Your hardware should be fine for inferencing, as long as you don't bother trying to get the GPU working.

My $0.02 would be to try getting LocalAI running on your machine with OpenCL/CLBlas acceleration for your CPU. If you're running other things, you could limit the inferencing process to 2 or 3 threads. That should get it working; I've been able to inference even 13b models on cheap Rockchip SOCs. Your CPU should be fine, even if it's a little outdated.

LocalAI: https://github.com/mudler/LocalAI

Some decent models to start with:

TinyLlama (extremely small/fast): https://huggingface.co/TheBloke/TinyLlama-1.1B-Chat-v0.3-GGU...

Dolphin Mistral (larger size, better responses: https://huggingface.co/TheBloke/dolphin-2.1-mistral-7B-GGUF

umtksa · on Nov 11, 2023

Thank you so much, actually I tried to run mistral and TinyLlama over ollama without success. But I've never limit inferencing process or anything. Let me try LocalAI

wannabeKazakh · on Nov 12, 2023

when you say run what actually do you mean?

if you can install transformers to your imac, the easiest way is to just check in code real quick, so just run the transformers code to load the model and tokenizer.
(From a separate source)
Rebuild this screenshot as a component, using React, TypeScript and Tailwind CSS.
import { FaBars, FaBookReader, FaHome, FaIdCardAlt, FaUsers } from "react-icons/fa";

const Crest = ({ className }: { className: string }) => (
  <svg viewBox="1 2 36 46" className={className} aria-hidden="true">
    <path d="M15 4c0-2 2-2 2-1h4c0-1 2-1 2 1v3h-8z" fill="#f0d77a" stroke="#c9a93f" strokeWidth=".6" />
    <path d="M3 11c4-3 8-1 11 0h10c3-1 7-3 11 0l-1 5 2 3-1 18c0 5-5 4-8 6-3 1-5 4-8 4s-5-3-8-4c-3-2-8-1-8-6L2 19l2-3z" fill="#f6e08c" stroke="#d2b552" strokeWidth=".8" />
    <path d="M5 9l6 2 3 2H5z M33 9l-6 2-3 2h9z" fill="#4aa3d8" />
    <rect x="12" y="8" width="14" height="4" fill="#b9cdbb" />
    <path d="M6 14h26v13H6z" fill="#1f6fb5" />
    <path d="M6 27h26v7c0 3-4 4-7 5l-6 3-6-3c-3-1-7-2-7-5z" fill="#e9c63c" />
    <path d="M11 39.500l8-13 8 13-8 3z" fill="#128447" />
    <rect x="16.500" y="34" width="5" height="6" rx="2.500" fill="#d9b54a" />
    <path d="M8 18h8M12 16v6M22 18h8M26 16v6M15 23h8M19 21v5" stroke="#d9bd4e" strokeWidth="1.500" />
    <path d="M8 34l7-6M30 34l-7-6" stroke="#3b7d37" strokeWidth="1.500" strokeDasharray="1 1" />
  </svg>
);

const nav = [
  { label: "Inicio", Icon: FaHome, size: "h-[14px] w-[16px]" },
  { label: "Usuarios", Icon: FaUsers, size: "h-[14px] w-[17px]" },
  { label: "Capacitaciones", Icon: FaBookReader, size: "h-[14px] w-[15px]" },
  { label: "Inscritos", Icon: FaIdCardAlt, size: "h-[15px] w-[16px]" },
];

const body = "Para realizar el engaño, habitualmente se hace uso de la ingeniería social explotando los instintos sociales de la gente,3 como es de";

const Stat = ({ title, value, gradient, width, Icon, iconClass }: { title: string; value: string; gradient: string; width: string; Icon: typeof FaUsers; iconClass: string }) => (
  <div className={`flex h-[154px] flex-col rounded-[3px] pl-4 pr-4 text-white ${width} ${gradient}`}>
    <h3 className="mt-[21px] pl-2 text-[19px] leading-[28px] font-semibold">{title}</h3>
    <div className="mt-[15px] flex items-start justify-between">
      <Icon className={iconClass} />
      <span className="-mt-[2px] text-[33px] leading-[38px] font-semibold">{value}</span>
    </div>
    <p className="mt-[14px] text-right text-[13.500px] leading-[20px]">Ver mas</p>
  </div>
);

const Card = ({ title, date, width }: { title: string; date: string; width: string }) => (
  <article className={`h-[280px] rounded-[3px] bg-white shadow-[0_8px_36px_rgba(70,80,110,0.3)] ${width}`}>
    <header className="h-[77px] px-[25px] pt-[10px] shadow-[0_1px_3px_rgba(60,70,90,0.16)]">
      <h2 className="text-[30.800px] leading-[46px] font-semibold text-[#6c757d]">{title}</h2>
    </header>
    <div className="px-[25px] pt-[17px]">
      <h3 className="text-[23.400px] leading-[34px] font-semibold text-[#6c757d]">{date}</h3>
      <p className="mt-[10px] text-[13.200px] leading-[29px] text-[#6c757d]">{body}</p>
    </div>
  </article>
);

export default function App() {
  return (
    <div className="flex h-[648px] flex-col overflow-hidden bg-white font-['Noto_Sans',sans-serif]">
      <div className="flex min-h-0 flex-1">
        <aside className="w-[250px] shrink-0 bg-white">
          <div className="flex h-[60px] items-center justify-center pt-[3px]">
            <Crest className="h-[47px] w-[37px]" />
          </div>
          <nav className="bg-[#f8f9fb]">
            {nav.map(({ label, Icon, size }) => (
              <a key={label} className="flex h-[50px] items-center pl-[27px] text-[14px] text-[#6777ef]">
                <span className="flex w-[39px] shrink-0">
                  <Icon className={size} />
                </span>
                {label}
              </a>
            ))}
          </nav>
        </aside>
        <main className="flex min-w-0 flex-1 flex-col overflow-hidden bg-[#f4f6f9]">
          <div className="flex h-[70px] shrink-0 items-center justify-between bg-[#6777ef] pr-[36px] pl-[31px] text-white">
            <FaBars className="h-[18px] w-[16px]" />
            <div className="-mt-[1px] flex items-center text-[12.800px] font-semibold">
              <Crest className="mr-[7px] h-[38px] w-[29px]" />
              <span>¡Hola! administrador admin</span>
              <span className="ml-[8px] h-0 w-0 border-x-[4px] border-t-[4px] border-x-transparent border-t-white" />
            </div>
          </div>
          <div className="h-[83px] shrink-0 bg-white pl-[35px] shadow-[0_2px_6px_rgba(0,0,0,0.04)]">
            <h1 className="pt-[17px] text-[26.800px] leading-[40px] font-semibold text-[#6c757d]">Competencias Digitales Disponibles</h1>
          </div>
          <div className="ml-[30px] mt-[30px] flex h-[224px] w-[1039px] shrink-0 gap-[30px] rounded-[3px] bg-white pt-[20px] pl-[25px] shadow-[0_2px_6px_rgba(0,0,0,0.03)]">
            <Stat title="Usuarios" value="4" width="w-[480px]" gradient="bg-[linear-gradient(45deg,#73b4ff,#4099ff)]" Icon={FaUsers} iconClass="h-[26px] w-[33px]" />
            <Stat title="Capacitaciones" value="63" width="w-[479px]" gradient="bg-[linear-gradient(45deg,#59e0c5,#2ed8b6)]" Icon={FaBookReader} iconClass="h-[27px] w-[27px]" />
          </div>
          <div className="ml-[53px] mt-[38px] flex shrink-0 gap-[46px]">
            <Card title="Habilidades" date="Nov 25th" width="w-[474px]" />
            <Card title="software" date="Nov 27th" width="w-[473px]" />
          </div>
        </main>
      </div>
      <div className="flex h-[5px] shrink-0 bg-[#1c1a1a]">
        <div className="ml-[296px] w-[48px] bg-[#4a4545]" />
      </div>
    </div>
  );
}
Start with some basic bert models and move up. if you try to use a model loader app esp with full interface app like textgen or lm studio, you're adding overhead. ollama model server/loader is quite fast to me likely because it only comes with cli interface out of the box but it doesn't support all models and the smallest model is a quantized orca-mini which is unlikely to work for you.